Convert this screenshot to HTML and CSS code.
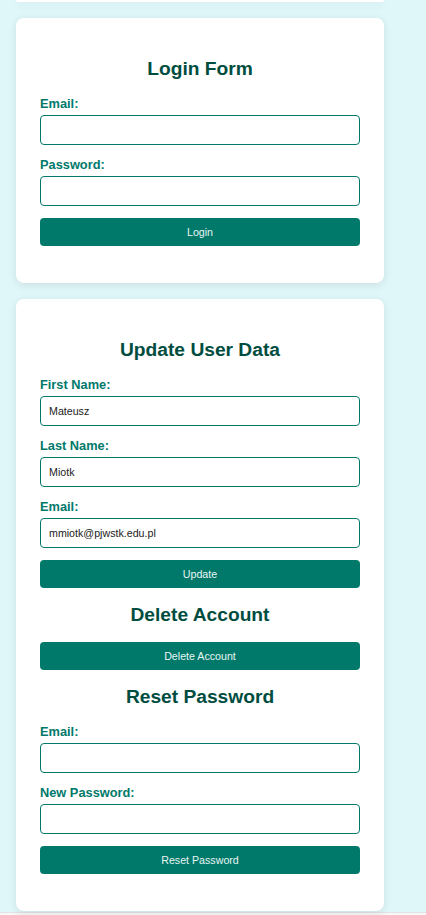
FILE: index.html
```html
<!DOCTYPE html>
<html lang="en">
<head>
<meta charset="utf-8">
<title>User Account</title>
<link rel="stylesheet" href="styles.css">
</head>
<body>
<main class="page">
  <div class="card card-stub"></div>

  <section class="card">
    <h2 class="title">Login Form</h2>
    <form class="form">
      <div class="field">
        <label class="label" for="login-email">Email:</label>
        <input class="input" id="login-email" type="email">
      </div>
      <div class="field">
        <label class="label" for="login-pass">Password:</label>
        <input class="input" id="login-pass" type="password">
      </div>
      <button class="btn" type="button">Login</button>
    </form>
  </section>

  <section class="card">
    <h2 class="title">Update User Data</h2>
    <form class="form">
      <div class="field">
        <label class="label" for="fn">First Name:</label>
        <input class="input" id="fn" type="text" value="Mateusz">
      </div>
      <div class="field">
        <label class="label" for="ln">Last Name:</label>
        <input class="input" id="ln" type="text" value="Miotk">
      </div>
      <div class="field">
        <label class="label" for="upd-email">Email:</label>
        <input class="input" id="upd-email" type="email" value="mmiotk@pjwstk.edu.pl">
      </div>
      <button class="btn" type="button">Update</button>
    </form>

    <h2 class="title">Delete Account</h2>
    <button class="btn" type="button">Delete Account</button>

    <h2 class="title">Reset Password</h2>
    <form class="form">
      <div class="field">
        <label class="label" for="rp-email">Email:</label>
        <input class="input" id="rp-email" type="email">
      </div>
      <div class="field">
        <label class="label" for="rp-new">New Password:</label>
        <input class="input" id="rp-new" type="password">
      </div>
      <button class="btn" type="button">Reset Password</button>
    </form>
  </section>
</main>
<footer class="footer"></footer>
</body>
</html>
```

FILE: styles.css
```css
* {
  box-sizing: border-box;
}

html,
body {
  margin: 0;
  padding: 0;
}

body {
  background: #e0f7fa;
  font-family: "Liberation Sans", Arial, sans-serif;
  color: #004d40;
}

.page {
  display: flex;
  flex-direction: column;
  gap: 16px;
  padding: 0 16px;
  width: 400px;
}

.card {
  width: 368px;
  background: #ffffff;
  border-radius: 8px;
  box-shadow: 0 2px 8px rgba(0, 0, 0, 0.1);
  padding: 24px;
}

.card-stub {
  height: 2px;
  padding: 0;
  border-radius: 0 0 8px 8px;
}

.title {
  margin: 16px 0;
  font-size: 19.2px;
  line-height: 22px;
  font-weight: bold;
  text-align: center;
  color: #004d40;
}

.form {
  margin: 0;
}

.field {
  display: flex;
  flex-direction: column;
  margin-bottom: 12px;
}

.label {
  font-size: 12.8px;
  line-height: 15px;
  font-weight: bold;
  color: #00796b;
  margin-bottom: 4px;
}

.input {
  width: 320px;
  height: 30px;
  border: 1px solid #00796b;
  border-radius: 4px;
  padding: 0 8px;
  font-family: "Liberation Sans", Arial, sans-serif;
  font-size: 10.67px;
  color: #222222;
  background: #ffffff;
}

.btn {
  display: block;
  width: 320px;
  height: 28px;
  border: none;
  border-radius: 4px;
  background: #00796b;
  color: #e8f5f3;
  font-family: "Liberation Sans", Arial, sans-serif;
  font-size: 10.67px;
  margin: 0 0 13px 0;
  padding: 0;
}

.footer {
  margin-top: 1px;
  height: 4px;
  border-top: 1px solid #e4e4e4;
  background: #f7f7f7;
}
```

====================

— TASK TO COMPLETE —
Transcribe all the lines above exactly, apart from the pictures.

— WORKED ANSWER —
Convert this screenshot to HTML and CSS code.
FILE: index.html
```html
<!DOCTYPE html>
<html lang="en">
<head>
<meta charset="utf-8">
<title>User Account</title>
<link rel="stylesheet" href="styles.css">
</head>
<body>
<main class="page">
  <div class="card card-stub"></div>

  <section class="card">
    <h2 class="title">Login Form</h2>
    <form class="form">
      <div class="field">
        <label class="label" for="login-email">Email:</label>
        <input class="input" id="login-email" type="email">
      </div>
      <div class="field">
        <label class="label" for="login-pass">Password:</label>
        <input class="input" id="login-pass" type="password">
      </div>
      <button class="btn" type="button">Login</button>
    </form>
  </section>

  <section class="card">
    <h2 class="title">Update User Data</h2>
    <form class="form">
      <div class="field">
        <label class="label" for="fn">First Name:</label>
        <input class="input" id="fn" type="text" value="Mateusz">
      </div>
      <div class="field">
        <label class="label" for="ln">Last Name:</label>
        <input class="input" id="ln" type="text" value="Miotk">
      </div>
      <div class="field">
        <label class="label" for="upd-email">Email:</label>
        <input class="input" id="upd-email" type="email" value="mmiotk@pjwstk.edu.pl">
      </div>
      <button class="btn" type="button">Update</button>
    </form>

    <h2 class="title">Delete Account</h2>
    <button class="btn" type="button">Delete Account</button>

    <h2 class="title">Reset Password</h2>
    <form class="form">
      <div class="field">
        <label class="label" for="rp-email">Email:</label>
        <input class="input" id="rp-email" type="email">
      </div>
      <div class="field">
        <label class="label" for="rp-new">New Password:</label>
        <input class="input" id="rp-new" type="password">
      </div>
      <button class="btn" type="button">Reset Password</button>
    </form>
  </section>
</main>
<footer class="footer"></footer>
</body>
</html>
```

FILE: styles.css
```css
* {
  box-sizing: border-box;
}

html,
body {
  margin: 0;
  padding: 0;
}

body {
  background: #e0f7fa;
  font-family: "Liberation Sans", Arial, sans-serif;
  color: #004d40;
}

.page {
  display: flex;
  flex-direction: column;
  gap: 16px;
  padding: 0 16px;
  width: 400px;
}

.card {
  width: 368px;
  background: #ffffff;
  border-radius: 8px;
  box-shadow: 0 2px 8px rgba(0, 0, 0, 0.1);
  padding: 24px;
}

.card-stub {
  height: 2px;
  padding: 0;
  border-radius: 0 0 8px 8px;
}

.title {
  margin: 16px 0;
  font-size: 19.2px;
  line-height: 22px;
  font-weight: bold;
  text-align: center;
  color: #004d40;
}

.form {
  margin: 0;
}

.field {
  display: flex;
  flex-direction: column;
  margin-bottom: 12px;
}

.label {
  font-size: 12.8px;
  line-height: 15px;
  font-weight: bold;
  color: #00796b;
  margin-bottom: 4px;
}

.input {
  width: 320px;
  height: 30px;
  border: 1px solid #00796b;
  border-radius: 4px;
  padding: 0 8px;
  font-family: "Liberation Sans", Arial, sans-serif;
  font-size: 10.67px;
  color: #222222;
  background: #ffffff;
}

.btn {
  display: block;
  width: 320px;
  height: 28px;
  border: none;
  border-radius: 4px;
  background: #00796b;
  color: #e8f5f3;
  font-family: "Liberation Sans", Arial, sans-serif;
  font-size: 10.67px;
  margin: 0 0 13px 0;
  padding: 0;
}

.footer {
  margin-top: 1px;
  height: 4px;
  border-top: 1px solid #e4e4e4;
  background: #f7f7f7;
}
```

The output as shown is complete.